The Department of Justice and the Internal Revenue Service have been aggressively engaged in initiatives and programs seeking to identify accountholders having undisclosed interests in foreign financial accounts and assets. On August 29, 2013, the Department of Justice announced an unprecedented initiative to encourage Swiss banks to cooperate in the Department’s ongoing investigations of the use of foreign bank accounts to commit tax evasion. The Department also released a joint statement with the Swiss Federal Department of Finance, stating that Switzerland would encourage its banks to participate in the initiative. The initiative bypassed the need for Swiss parliamentary approval, a significant point in accelerating implementation of ongoing, aggressive efforts by the Department to obtain information regarding U.S. accountholders.
Under the Swiss bank initiative, which is available only to banks that are not currently under criminal investigation by the Department for their offshore activities, participating Swiss banks are required to pay substantial penalties; make a complete disclosure of their cross-border activities; provide detailed information on an account-by-account basis for accounts in which U.S. taxpayers have a direct or indirect interest; cooperate in treaty requests for account information; provide detailed information as to other banks that transferred funds into secret accounts or that accepted funds when secret accounts were closed; agree to close accounts of account holders who fail to come into compliance with U.S. reporting obligations. Swiss banks meeting all of the above requirements are eligible for non-prosecution agreements. The approximately 14 Swiss banks currently under criminal investigation related to their Swiss banking activities on behalf of U.S. accountholders, and all individuals, have been expressly excluded from the initiative.
To obtain a non-prosecution agreement, a Swiss bank must pay 20 percent of the value of accounts not disclosed to the IRS on August 2008, 30 percent for those accounts opened between then and February 2009 and 50 percent for accounts opened since that date. The banks’ receive a credit against their penalty for each U.S. accountholder who participates in the ongoing IRS Offshore Voluntary Disclosure program (OVDP) before the bank discloses their names to the IRS. According to Kathryn M. Keneally, Assistant Attorney General for the Tax Division, approximately 106 of more than 300 potentially eligible Swiss banks contacted the U.S. government by December 31, 2013 seeking such non-prosecution agreements. In recent speeches, Assistant Attorney General Keneally has stated that the efforts of the Department in this arena extend far beyond the borders of Switzerland and has indicated that they are receiving information regarding activities of U.S. accountholders from throughout the world.

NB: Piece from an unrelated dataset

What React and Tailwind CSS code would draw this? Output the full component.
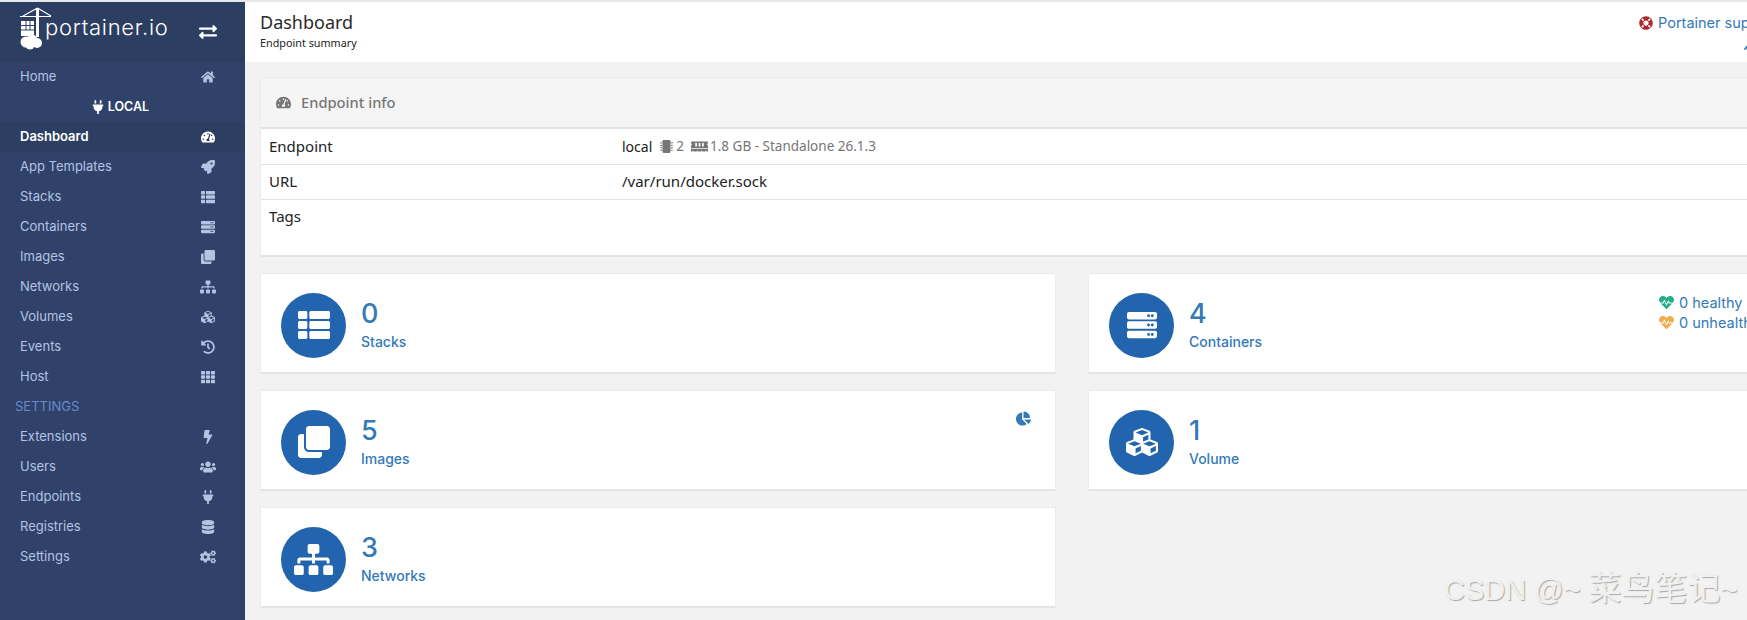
import React from "react";
import {
  FaHome, FaPlug, FaTachometerAlt, FaRocket, FaThList, FaServer, FaClone, FaSitemap, FaCubes,
  FaHistory, FaTh, FaBolt, FaUsers, FaDatabase, FaCogs, FaExchangeAlt, FaLifeRing, FaMicrochip,
  FaMemory, FaHeartbeat, FaChartPie, FaWrench,
} from "react-icons/fa";

function NavRow({ label, Icon, active, size = 14 }) {
  return (
    <div className={`flex h-[30px] items-center pl-5 text-[13px] ${active ? "bg-[#2d3e63] font-semibold text-white" : "text-[#b4c3e3]"}`}>
      <span className="flex-1">{label}</span>
      <span className={`flex w-[20px] justify-center mr-[27px] ${active ? "text-white" : "text-[#b4c3e3]"}`}>
        <Icon size={size} />
      </span>
    </div>
  );
}

function Logo() {
  return (
    <svg width="24" height="44" viewBox="0 0 32 44" className="shrink-0 w-[32px] mr-[-8px] mt-[-6px]" fill="none">
      <path d="M0 9.5H31M17.5 1V29M17.5 1L3 9M17.5 1L31 9" stroke="#fff" strokeWidth="1.2" />
      <path d="M16 1H19V30H16Z" fill="#fff" />
      <path d="M1 14h13v15H1z" fill="#fff" />
      <path d="M1 18.5h13M1 23h13M6 14v9M10 14v9" stroke="#30426a" strokeWidth="1" />
      <circle cx="6" cy="35" r="5.5" fill="#fff" />
      <circle cx="12" cy="33" r="5.5" fill="#fff" />
      <circle cx="17" cy="36" r="5" fill="#fff" />
      <circle cx="10" cy="38" r="4.5" fill="#fff" />
    </svg>
  );
}

function StatCard({ value, label, Icon, iconSize = 32, children }) {
  return (
    <div className="flex h-[101px] items-center border border-[#ebebeb] border-b-2 border-b-[#e4e4e4] bg-white pl-5">
      <div className="mt-[4px] flex h-[65px] w-[65px] shrink-0 items-center justify-center rounded-full bg-[#2264ae] text-white">
        <Icon size={iconSize} />
      </div>
      <div className="ml-[15px] flex-1 text-[#337ab7]">
        <div className="mt-[2px] text-[27px] leading-[34px] font-medium font-['Inter',sans-serif]">{value}</div>
        <div className="mt-[2px] text-[14px] leading-[18px] font-medium font-['Inter',sans-serif]">{label}</div>
      </div>
      {children}
    </div>
  );
}

export default function App() {
  const font = "font-['Inter','Noto_Sans',sans-serif]";
  return (
    <div className={`relative flex h-[620px] w-[1747px] overflow-hidden bg-[#f2f2f2] ${font}`}>
      <aside className="flex w-[245px] shrink-0 flex-col border-t-2 border-t-[#e8e8e8] bg-[#30426a]">
        <div className="flex h-[60px] items-center bg-[#2d3e63] pl-5">
          <Logo />
          <span className="ml-[1px] w-[124px] text-[22px] leading-none font-light tracking-[0.7px] text-white font-['Inter',sans-serif] mt-[-10px] shrink-0 whitespace-nowrap">
            portainer.io
          </span>
          <FaExchangeAlt size={18} className="ml-[30px] text-white" />
        </div>
        <NavRow label="Home" Icon={FaHome} />
        <div className="flex h-[30px] items-center justify-center gap-[3px] text-[12.5px] font-semibold text-white pr-[5px]">
          <FaPlug size={14} />
          <span>LOCAL</span>
        </div>
        <NavRow label="Dashboard" Icon={FaTachometerAlt} active />
        <NavRow label="App Templates" Icon={FaRocket} />
        <NavRow label="Stacks" Icon={FaThList} />
        <NavRow label="Containers" Icon={FaServer} />
        <NavRow label="Images" Icon={FaClone} />
        <NavRow label="Networks" Icon={FaSitemap} size={16} />
        <NavRow label="Volumes" Icon={FaCubes} />
        <NavRow label="Events" Icon={FaHistory} />
        <NavRow label="Host" Icon={FaTh} />
        <div className="flex h-[30px] items-center pl-[15px] text-[13px] text-[#6a8acb]">SETTINGS</div>
        <NavRow label="Extensions" Icon={FaBolt} />
        <NavRow label="Users" Icon={FaUsers} size={16} />
        <NavRow label="Endpoints" Icon={FaPlug} />
        <NavRow label="Registries" Icon={FaDatabase} />
        <NavRow label="Settings" Icon={FaCogs} size={16} />
      </aside>

      <main className="flex min-w-0 flex-1 flex-col">
        <header className="flex h-[62px] shrink-0 border-t-2 border-t-[#e8e8e8] bg-white pl-[15px]">
          <div className="flex-1 pt-[10px]">
            <div className="text-[18px] leading-[20px] text-[#2b2b2b] font-['Noto_Sans',sans-serif]">Dashboard</div>
            <div className="mt-[4px] text-[10.8px] leading-[14px] text-[#222] font-['Noto_Sans',sans-serif]">Endpoint summary</div>
          </div>
          <div className="w-[108px] shrink-0 overflow-hidden pt-[11px] whitespace-nowrap">
            <div className="flex items-center gap-[5px] text-[14.5px] leading-[20px] text-[#337ab7]">
              <FaLifeRing size={14} className="shrink-0 text-[#b0282c]" />
              <span>Portainer support</span>
            </div>
            <div className="mt-[9px] flex pl-[105px] text-[#337ab7]">
              <FaWrench size={8} className="shrink-0" />
            </div>
          </div>
        </header>

        <div className="w-[1640px] pt-[15px] pl-[15px]">
          <section className="border border-[#ebebeb] border-b-2 border-b-[#e4e4e4] bg-white">
            <div className="flex h-[51px] items-center gap-[10px] border-b-2 border-b-[#e2e2e2] bg-[#f5f5f5] pb-[1px] pl-[15px] text-[14.7px] text-[#767676] font-['Noto_Sans',sans-serif]">
              <FaTachometerAlt size={15} />
              <span className="font-medium">Endpoint info</span>
            </div>
            <div className="text-[15px] text-[#222] font-['Noto_Sans',sans-serif]">
              <div className="flex h-[36px] items-center border-b border-[#e2e2e2] pb-[1px] pl-[8px]">
                <div className="w-[353px]">Endpoint</div>
                <div className="flex items-center text-[14px]">
                  <span>local</span>
                  <span className="ml-[8px] flex items-center text-[13.5px] text-[#767676]">
                    <FaMicrochip size={13} />
                    <span className="ml-[3px]">2</span>
                    <FaMemory size={17} className="ml-[7px]" />
                    <span className="ml-[2px]">1.8 GB - Standalone 26.1.3</span>
                  </span>
                </div>
              </div>
              <div className="flex h-[35px] items-center border-b border-[#e2e2e2] pb-[1px] pl-[8px]">
                <div className="w-[353px]">URL</div>
                <div>/var/run/docker.sock</div>
              </div>
              <div className="h-[55px] pt-[5px] pl-[8px]">Tags</div>
            </div>
          </section>

          <div className="mt-[16px] grid grid-cols-[796px_796px] gap-x-[32px] gap-y-[16px]">
            <StatCard value="0" label="Stacks" Icon={FaThList} />
            <StatCard value="4" label="Containers" Icon={FaServer} iconSize={30}>
              <div className="mb-[21px] w-[224px] shrink-0 text-[14.5px] leading-[20px] text-[#337ab7]">
                <div className="flex items-center gap-[5px]">
                  <FaHeartbeat size={15} className="text-[#23ae89]" />
                  <span>0 healthy</span>
                </div>
                <div className="flex items-center gap-[5px] whitespace-nowrap">
                  <FaHeartbeat size={15} className="text-[#f0ad4e]" />
                  <span>0 unhealthy</span>
                </div>
              </div>
            </StatCard>
            <StatCard value="5" label="Images" Icon={FaClone}>
              <div className="mr-[24px] mb-[44px] text-[#337ab7]">
                <FaChartPie size={15} />
              </div>
            </StatCard>
            <StatCard value="1" label="Volume" Icon={FaCubes} />
            <StatCard value="3" label="Networks" Icon={FaSitemap} iconSize={39} />
          </div>
        </div>
      </main>

      <div className="absolute top-[570px] left-[1444px] whitespace-nowrap text-[29px] leading-[38px] text-[#f0f0f0] [text-shadow:1px_1px_1px_#a8a8a8] font-['Liberation_Sans','Noto_Sans_CJK_SC',sans-serif]">
        CSDN @~<span className="ml-[8px] text-[33px]">菜鸟笔记</span>~
      </div>
    </div>
  );
}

Participating Swiss banks have been sending letters to their U.S. accountholders strongly encouraging them to immediately come into compliance with all foreign account related filing and reporting obligations.
Since last year, as a direct result of the Department’s Swiss bank initiative, U.S. tax practitioners have experienced a notable and significant increase in contacts from current and former foreign accountholders desiring to enter the IRS OVDP.
Substantially all of these accountholders have already been educated about the OVDP as a result of letters generated from their foreign financial institutions. These letters further indicate that the institutions are about to disclose accountholder information to the U.S. government in accordance with the Swiss bank initiative. The vast majority of these accountholders express an extreme degree of urgency about getting into the OVDP immediately.
Accountholders with current or former interests in non-Swiss financial accounts are similarly reaching out for advice about the IRS OVDP and methods of coming into compliance with their U.S. reporting and filing obligations. There is a belief that the Department of Justice success in cracking open Swiss bank secrecy will spread to other countries throughout the world and that many of these countries may simply disclose the information without attempting to negotiate an arrangement similar to the present Swiss bank initiative with the Department of Justice. In short, the Department has successfully gained the attention of U.S. individuals located throughout the world who believe their information will find its way to the U.S. government.
Wednesday should be an interesting day for Credit Suisse . . . and possibly others.